Paolini excels at creating uncomfortable tableaux capable of conspiring with the viewer through playful gestures. The two other works in the exhibition are discrete object-installations activated by curiosity, be it the whispering hand dryer that blows hot air in the eavesdropper’s face or a voice-activated, prosthetic-tongue sex toy resting innocuously on an unfriendly, angular vanity. The latter is especially uncanny with its disembodied writhings, randomly triggered by calls made to its embedded phone line that lure some viewers to participate in the work while others are witness to its unexpected and admittedly disturbing movement.

An uncanny game of a different, perhaps more innocent sort is played out in Toni Hafkenscheid’s photographs of urban landmarks and streetscapes brought to The Print Studio by Toronto’s Birch Libralato. Hafkenscheid’s use of a soft focus lens and selectively saturated colour submerges his real-world imagery into a dream-like condition that makes a simulacrum of the subject from the thing itself. Beneath the photograph’s distancing resin surface, people appear miniaturized like a child’s toys, or like ants viewed by a sociopath with a magnifying glass in hand.

The shift in medium in The Print Studio’s Main Gallery - a space typically reserved for the presentation of printmaking practices - is synchronized to the opening upstairs of a newly-completed Digital Studio providing computer and print facilities for a variety of art applications. It’s a move forward that retains the studio’s focus on the accesses made possible by the multiple, and open access was being celebrated in a number of collaborative projects coinciding with the opening, from mug shots of guests to Janusz Wrobel’s urban landscapes upon which visitors were welcomed to write and draw at their leisure.

In the Members Space, these new directions fuse with traditional approaches in a small survey of works by The Print Studio’s course instructors, from Todd Murray’s photography to Brian Musson’s deft oil stick drawing of departing helicopters. The latter in particular is a simply exquisite work that reinforces the value of the hand’s own gesture in the midst of all this digital advancement.

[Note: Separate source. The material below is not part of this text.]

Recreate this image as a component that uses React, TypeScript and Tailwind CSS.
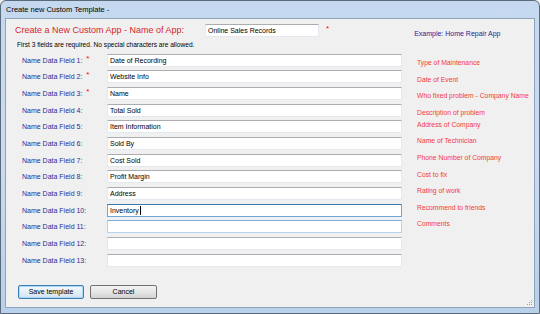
import React from 'react';

const fields = [
  'Date of Recording',
  'Website Info',
  'Name',
  'Total Sold',
  'Item Information',
  'Sold By',
  'Cost Sold',
  'Profit Margin',
  'Address',
  'Inventory',
  '',
  '',
  '',
];

const hints = [
  'Type of Maintenance',
  'Date of Event',
  'Who fixed problem - Company Name',
  'Description of problem',
  'Address of Company',
  'Name of Technician',
  'Phone Number of Company',
  'Cost to fix',
  'Rating of work',
  'Recommend to friends',
  'Comments',
];

const font = "font-['Liberation_Sans',Arial,sans-serif]";

const App: React.FC = () => {
  return (
    <div className={`w-[540px] h-[314px] bg-[#f0f0f0] ${font}`}>
      <div className="w-[540px] h-[314px] flex flex-col border border-[#5b6a7b] rounded-t-[6px] bg-gradient-to-b from-[#c4d8ef] via-[#c9dcf1] to-[#b9d0ea]">
        {/* title bar */}
        <div className="h-[17px] flex items-center pl-[5px] text-[7.5px] text-black leading-none">
          Create new Custom Template -
        </div>

        {/* client area */}
        <div className="relative mx-[4px] mb-[5px] flex-1 border border-[#8fa3ba] bg-[#f0f0f0] pt-[5px]">
          {/* header row */}
          <div className="flex items-start h-[13px]">
            <div className="ml-[9px] w-[190px] h-[13px] flex items-center text-[9px] leading-none text-[#d6252b]">
              Create a New Custom App - Name of App:
            </div>
            <div className="w-[114px] h-[13px] bg-white border border-[#e3e9ef] border-t-[#abadb3] flex items-center pl-[2px] text-[7px] leading-none text-black">
              Online Sales Records
            </div>
            <span className="ml-[7px] mt-[1px] text-[8px] leading-none text-[#ff0000]">*</span>
            <div className="ml-[85px] mt-[6px] text-[7px] leading-none text-[#1e1e96]">Example: Home Repair App</div>
          </div>

          {/* note */}
          <div className="mt-[4px] ml-[11px] h-[8px] text-[6.6px] leading-[8px] text-black">
            First 3 fields are required. No special characters are allowed.
          </div>

          {/* fields + hints */}
          <div className="mt-[3px] flex">
            <div className="flex flex-col">
              {fields.map((value, i) => {
                const focused = i === 9;
                const hover = i === 10;
                const border = focused
                  ? 'border-[#6fa6da] border-t-[#3d7bad]'
                  : hover
                    ? 'border-[#b6d3ee] border-t-[#7eaedb]'
                    : 'border-[#e3e9ef] border-t-[#abadb3]';
                return (
                  <div key={i} className="h-[16.67px] flex items-center">
                    <div className="w-[101px] pl-[16px] flex items-center text-[7px] leading-none text-[#2c2c98]">
                      <span>Name Data Field {i + 1}:</span>
                      {i < 3 && <span className="ml-[4px] -mt-[3px] text-[8px] text-[#ff0000]">*</span>}
                    </div>
                    <div className={`w-[295px] h-[13px] bg-white border ${border} flex items-center pl-[2px] text-[7px] leading-none text-black`}>
                      {value}
                      {focused && <span className="ml-[1px] w-px h-[9px] bg-black" />}
                    </div>
                  </div>
                );
              })}
            </div>

            <div className="ml-[15px] pt-[3px] flex flex-col">
              {hints.map((h, i) => (
                <div
                  key={h}
                  className={`h-[16.67px] flex items-center text-[6.8px] leading-none text-[#f23a40] whitespace-nowrap ${i === 4 ? '-mt-[5px]' : ''}`}
                >
                  {h}
                </div>
              ))}
            </div>
          </div>

          {/* buttons */}
          <div className="mt-[16px] ml-[12px] flex gap-[6px]">
            <button className="w-[66px] h-[14px] rounded-[2px] border border-[#3c7fb1] bg-gradient-to-b from-[#f3f8fc] via-[#e4eef8] to-[#cfe2f2] shadow-[inset_0_0_0_1px_#aad8f5] text-[7px] leading-none text-black">
              Save template
            </button>
            <button className="w-[67px] h-[14px] rounded-[2px] border border-[#707070] bg-gradient-to-b from-[#f2f2f2] via-[#e6e6e6] to-[#d2d2d2] text-[7px] leading-none text-black">
              Cancel
            </button>
          </div>

          {/* resize grip */}
          <svg className="absolute right-[1px] bottom-[1px]" width="8" height="8" viewBox="0 0 8 8">
            {[
              [6, 2],
              [4, 4],
              [6, 4],
              [2, 6],
              [4, 6],
              [6, 6],
            ].map(([x, y]) => (
              <rect key={`${x}-${y}`} x={x} y={y} width="1" height="1" fill="#a0a0a0" />
            ))}
          </svg>
        </div>
      </div>
    </div>
  );
};

export default App;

While The Print Studio has gladly put their renovation project to rest, construction continues at the future home of the Hotel Hamilton studios. Its gutted lobby, still rife with attractive architectural remnants, played host to an impromptu installation of work while, for the first time in several months, the second floor of the building was accessible for tours and casual wanderers alike. At present, the building remains a skeletal promise of stud walls and tentative wiring, a slow-building work in progress.

Meanwhile, the best representation of potential is limited to the ground floor conglomeration of closely-clustered works subsuming any and all available wall space. The unpredictable mix of what could only be read as filler uncharitably combines a number of exceptional small works with depressingly drab canvases and lazy painted embellishments on unremarkable photographs. However, I was happy to see a few eerily filmic photo-lithographs from McMaster student Kearon Roy Taylor - one of many young artists who would be a benefit to this future creative site if the cost of studio rent were no object.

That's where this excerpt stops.